### DIRECTIVE
Quote all lines below exactly. Images stay out.

### DATA SEGMENT
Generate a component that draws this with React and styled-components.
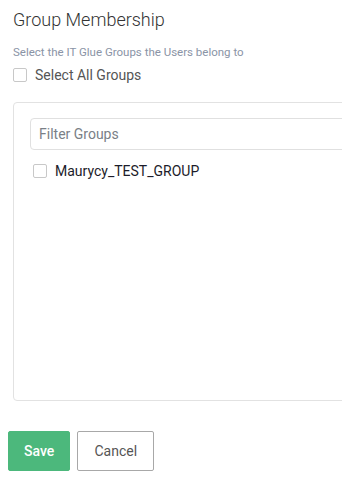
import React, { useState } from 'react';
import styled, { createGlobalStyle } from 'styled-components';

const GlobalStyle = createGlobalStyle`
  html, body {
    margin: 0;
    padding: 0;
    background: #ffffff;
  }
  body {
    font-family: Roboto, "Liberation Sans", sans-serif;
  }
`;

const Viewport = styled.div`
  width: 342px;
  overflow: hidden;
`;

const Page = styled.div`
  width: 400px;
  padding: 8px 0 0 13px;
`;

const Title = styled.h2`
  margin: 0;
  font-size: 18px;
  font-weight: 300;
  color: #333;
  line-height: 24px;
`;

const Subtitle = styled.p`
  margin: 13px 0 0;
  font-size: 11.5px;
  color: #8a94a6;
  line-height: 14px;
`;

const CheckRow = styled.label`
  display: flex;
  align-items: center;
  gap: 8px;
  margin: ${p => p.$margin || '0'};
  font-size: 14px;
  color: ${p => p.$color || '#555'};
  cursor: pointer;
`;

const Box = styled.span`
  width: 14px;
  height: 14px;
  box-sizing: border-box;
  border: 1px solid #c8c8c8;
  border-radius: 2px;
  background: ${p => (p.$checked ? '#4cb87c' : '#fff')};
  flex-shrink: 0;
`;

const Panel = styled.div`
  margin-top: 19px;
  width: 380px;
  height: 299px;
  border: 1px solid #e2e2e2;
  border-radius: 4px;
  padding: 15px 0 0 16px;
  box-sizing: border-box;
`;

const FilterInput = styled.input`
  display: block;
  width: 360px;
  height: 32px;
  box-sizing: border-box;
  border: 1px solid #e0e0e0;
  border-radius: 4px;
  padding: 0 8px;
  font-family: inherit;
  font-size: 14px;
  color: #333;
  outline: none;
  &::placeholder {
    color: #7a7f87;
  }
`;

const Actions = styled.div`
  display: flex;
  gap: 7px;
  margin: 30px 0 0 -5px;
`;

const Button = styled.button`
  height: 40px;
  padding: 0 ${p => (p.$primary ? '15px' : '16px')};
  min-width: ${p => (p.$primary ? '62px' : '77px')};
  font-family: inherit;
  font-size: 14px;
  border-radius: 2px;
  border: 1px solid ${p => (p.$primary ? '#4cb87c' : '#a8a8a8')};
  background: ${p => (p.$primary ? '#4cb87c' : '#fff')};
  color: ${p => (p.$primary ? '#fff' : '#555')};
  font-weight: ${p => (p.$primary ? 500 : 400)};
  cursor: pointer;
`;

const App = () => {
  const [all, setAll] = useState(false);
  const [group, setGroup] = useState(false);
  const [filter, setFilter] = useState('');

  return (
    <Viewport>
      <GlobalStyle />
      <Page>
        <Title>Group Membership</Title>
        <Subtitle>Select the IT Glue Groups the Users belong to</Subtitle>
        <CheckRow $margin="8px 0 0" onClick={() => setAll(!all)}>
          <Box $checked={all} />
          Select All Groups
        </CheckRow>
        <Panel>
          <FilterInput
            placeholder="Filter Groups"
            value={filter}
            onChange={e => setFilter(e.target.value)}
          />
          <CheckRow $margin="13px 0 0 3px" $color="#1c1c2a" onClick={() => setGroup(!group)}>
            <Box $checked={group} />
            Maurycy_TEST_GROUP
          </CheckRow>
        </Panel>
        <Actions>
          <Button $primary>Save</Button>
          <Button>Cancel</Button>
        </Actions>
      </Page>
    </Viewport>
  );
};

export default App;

### ANSWER TO THIS TASK
Generate a component that draws this with React and styled-components.
import React, { useState } from 'react';
import styled, { createGlobalStyle } from 'styled-components';

const GlobalStyle = createGlobalStyle`
  html, body {
    margin: 0;
    padding: 0;
    background: #ffffff;
  }
  body {
    font-family: Roboto, "Liberation Sans", sans-serif;
  }
`;

const Viewport = styled.div`
  width: 342px;
  overflow: hidden;
`;

const Page = styled.div`
  width: 400px;
  padding: 8px 0 0 13px;
`;

const Title = styled.h2`
  margin: 0;
  font-size: 18px;
  font-weight: 300;
  color: #333;
  line-height: 24px;
`;

const Subtitle = styled.p`
  margin: 13px 0 0;
  font-size: 11.5px;
  color: #8a94a6;
  line-height: 14px;
`;

const CheckRow = styled.label`
  display: flex;
  align-items: center;
  gap: 8px;
  margin: ${p => p.$margin || '0'};
  font-size: 14px;
  color: ${p => p.$color || '#555'};
  cursor: pointer;
`;

const Box = styled.span`
  width: 14px;
  height: 14px;
  box-sizing: border-box;
  border: 1px solid #c8c8c8;
  border-radius: 2px;
  background: ${p => (p.$checked ? '#4cb87c' : '#fff')};
  flex-shrink: 0;
`;

const Panel = styled.div`
  margin-top: 19px;
  width: 380px;
  height: 299px;
  border: 1px solid #e2e2e2;
  border-radius: 4px;
  padding: 15px 0 0 16px;
  box-sizing: border-box;
`;

const FilterInput = styled.input`
  display: block;
  width: 360px;
  height: 32px;
  box-sizing: border-box;
  border: 1px solid #e0e0e0;
  border-radius: 4px;
  padding: 0 8px;
  font-family: inherit;
  font-size: 14px;
  color: #333;
  outline: none;
  &::placeholder {
    color: #7a7f87;
  }
`;

const Actions = styled.div`
  display: flex;
  gap: 7px;
  margin: 30px 0 0 -5px;
`;

const Button = styled.button`
  height: 40px;
  padding: 0 ${p => (p.$primary ? '15px' : '16px')};
  min-width: ${p => (p.$primary ? '62px' : '77px')};
  font-family: inherit;
  font-size: 14px;
  border-radius: 2px;
  border: 1px solid ${p => (p.$primary ? '#4cb87c' : '#a8a8a8')};
  background: ${p => (p.$primary ? '#4cb87c' : '#fff')};
  color: ${p => (p.$primary ? '#fff' : '#555')};
  font-weight: ${p => (p.$primary ? 500 : 400)};
  cursor: pointer;
`;

const App = () => {
  const [all, setAll] = useState(false);
  const [group, setGroup] = useState(false);
  const [filter, setFilter] = useState('');

  return (
    <Viewport>
      <GlobalStyle />
      <Page>
        <Title>Group Membership</Title>
        <Subtitle>Select the IT Glue Groups the Users belong to</Subtitle>
        <CheckRow $margin="8px 0 0" onClick={() => setAll(!all)}>
          <Box $checked={all} />
          Select All Groups
        </CheckRow>
        <Panel>
          <FilterInput
            placeholder="Filter Groups"
            value={filter}
            onChange={e => setFilter(e.target.value)}
          />
          <CheckRow $margin="13px 0 0 3px" $color="#1c1c2a" onClick={() => setGroup(!group)}>
            <Box $checked={group} />
            Maurycy_TEST_GROUP
          </CheckRow>
        </Panel>
        <Actions>
          <Button $primary>Save</Button>
          <Button>Cancel</Button>
        </Actions>
      </Page>
    </Viewport>
  );
};

export default App;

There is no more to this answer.